→ Problem to solve
Retype nothing but the lines from the start of the material up to and including the line with "for your case.</p>". Pictures don't belong in the copy.

→ Dataset excerpt
────────────────
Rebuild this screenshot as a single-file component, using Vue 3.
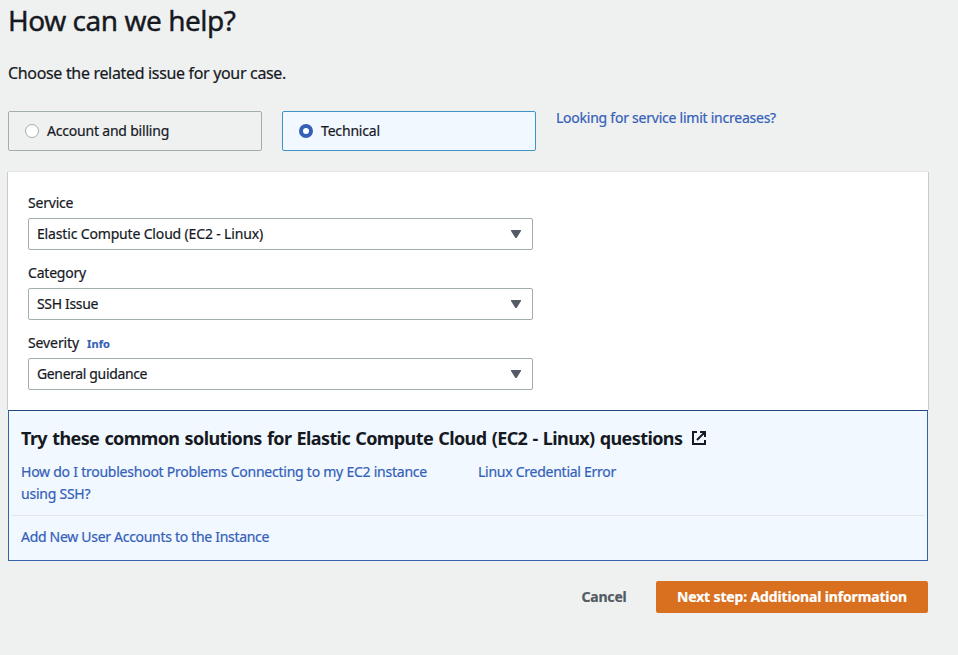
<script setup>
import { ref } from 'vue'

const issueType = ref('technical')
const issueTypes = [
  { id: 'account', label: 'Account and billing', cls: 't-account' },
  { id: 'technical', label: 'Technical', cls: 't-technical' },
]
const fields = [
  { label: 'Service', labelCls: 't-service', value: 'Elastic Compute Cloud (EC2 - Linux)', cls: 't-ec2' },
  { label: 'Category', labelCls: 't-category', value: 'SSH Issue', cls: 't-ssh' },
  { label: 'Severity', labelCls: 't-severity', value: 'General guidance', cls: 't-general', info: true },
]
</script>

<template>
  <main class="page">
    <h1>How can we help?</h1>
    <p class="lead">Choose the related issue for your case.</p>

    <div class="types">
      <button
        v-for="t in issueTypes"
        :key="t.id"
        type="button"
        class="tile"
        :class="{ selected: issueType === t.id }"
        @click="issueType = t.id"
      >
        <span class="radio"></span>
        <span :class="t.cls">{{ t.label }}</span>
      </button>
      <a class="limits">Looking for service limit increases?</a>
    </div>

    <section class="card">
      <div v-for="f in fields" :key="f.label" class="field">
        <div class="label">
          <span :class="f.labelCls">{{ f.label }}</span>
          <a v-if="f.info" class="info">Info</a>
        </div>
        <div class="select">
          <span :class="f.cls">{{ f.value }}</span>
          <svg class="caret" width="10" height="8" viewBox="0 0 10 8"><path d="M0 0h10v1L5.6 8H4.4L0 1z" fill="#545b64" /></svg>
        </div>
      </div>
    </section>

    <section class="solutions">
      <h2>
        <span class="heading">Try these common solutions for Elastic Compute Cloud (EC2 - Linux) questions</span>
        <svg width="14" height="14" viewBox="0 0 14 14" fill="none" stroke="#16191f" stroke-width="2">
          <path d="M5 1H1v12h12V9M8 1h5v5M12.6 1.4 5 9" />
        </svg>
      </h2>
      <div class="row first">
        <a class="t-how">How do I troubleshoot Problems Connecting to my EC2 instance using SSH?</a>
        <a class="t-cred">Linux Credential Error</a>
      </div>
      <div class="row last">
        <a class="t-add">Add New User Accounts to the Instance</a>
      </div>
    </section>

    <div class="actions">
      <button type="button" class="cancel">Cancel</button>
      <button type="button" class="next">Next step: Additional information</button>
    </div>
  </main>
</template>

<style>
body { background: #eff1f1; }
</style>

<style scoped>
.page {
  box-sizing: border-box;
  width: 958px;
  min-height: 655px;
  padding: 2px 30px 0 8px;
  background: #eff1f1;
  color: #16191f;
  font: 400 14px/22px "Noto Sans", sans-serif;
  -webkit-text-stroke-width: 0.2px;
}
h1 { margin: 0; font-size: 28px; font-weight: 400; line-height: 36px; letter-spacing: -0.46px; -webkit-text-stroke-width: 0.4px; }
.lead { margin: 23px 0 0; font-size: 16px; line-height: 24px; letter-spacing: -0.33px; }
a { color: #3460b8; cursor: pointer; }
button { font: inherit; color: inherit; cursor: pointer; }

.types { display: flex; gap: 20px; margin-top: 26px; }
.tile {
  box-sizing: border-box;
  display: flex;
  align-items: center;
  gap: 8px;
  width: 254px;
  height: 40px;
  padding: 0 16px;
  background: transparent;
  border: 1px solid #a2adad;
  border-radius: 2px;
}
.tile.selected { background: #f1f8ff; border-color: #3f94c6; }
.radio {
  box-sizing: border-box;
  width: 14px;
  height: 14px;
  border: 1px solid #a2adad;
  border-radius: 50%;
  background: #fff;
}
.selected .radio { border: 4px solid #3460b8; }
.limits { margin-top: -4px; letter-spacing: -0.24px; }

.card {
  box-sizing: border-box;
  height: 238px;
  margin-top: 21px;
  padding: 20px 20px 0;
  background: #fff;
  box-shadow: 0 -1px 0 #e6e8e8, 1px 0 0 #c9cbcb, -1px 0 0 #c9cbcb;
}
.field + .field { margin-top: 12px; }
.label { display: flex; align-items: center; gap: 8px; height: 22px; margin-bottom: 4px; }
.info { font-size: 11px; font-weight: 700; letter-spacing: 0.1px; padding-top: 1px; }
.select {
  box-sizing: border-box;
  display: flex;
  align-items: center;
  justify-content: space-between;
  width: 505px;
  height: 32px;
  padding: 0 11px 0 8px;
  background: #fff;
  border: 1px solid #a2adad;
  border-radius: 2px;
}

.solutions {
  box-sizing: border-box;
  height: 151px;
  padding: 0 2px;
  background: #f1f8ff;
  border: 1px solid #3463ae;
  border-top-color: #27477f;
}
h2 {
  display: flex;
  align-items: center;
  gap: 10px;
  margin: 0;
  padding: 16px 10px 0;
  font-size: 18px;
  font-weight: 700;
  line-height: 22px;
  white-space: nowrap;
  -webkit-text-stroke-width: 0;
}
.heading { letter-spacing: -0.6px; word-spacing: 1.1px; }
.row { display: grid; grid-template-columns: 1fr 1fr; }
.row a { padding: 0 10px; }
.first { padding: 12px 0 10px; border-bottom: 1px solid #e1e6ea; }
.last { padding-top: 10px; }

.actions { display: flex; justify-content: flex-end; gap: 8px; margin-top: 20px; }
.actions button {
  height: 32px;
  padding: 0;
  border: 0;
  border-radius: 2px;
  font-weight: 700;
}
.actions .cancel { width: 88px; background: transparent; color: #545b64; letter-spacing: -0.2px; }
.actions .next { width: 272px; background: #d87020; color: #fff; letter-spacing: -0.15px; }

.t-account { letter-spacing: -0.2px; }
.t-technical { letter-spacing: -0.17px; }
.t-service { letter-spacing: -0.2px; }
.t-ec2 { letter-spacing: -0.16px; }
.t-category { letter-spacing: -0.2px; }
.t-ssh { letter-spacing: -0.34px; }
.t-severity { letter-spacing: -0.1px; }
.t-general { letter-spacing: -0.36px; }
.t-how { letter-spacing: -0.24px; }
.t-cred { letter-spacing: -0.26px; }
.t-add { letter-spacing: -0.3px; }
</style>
────────────────
→ Task solution
Rebuild this screenshot as a single-file component, using Vue 3.
<script setup>
import { ref } from 'vue'

const issueType = ref('technical')
const issueTypes = [
  { id: 'account', label: 'Account and billing', cls: 't-account' },
  { id: 'technical', label: 'Technical', cls: 't-technical' },
]
const fields = [
  { label: 'Service', labelCls: 't-service', value: 'Elastic Compute Cloud (EC2 - Linux)', cls: 't-ec2' },
  { label: 'Category', labelCls: 't-category', value: 'SSH Issue', cls: 't-ssh' },
  { label: 'Severity', labelCls: 't-severity', value: 'General guidance', cls: 't-general', info: true },
]
</script>

<template>
  <main class="page">
    <h1>How can we help?</h1>
    <p class="lead">Choose the related issue for your case.</p>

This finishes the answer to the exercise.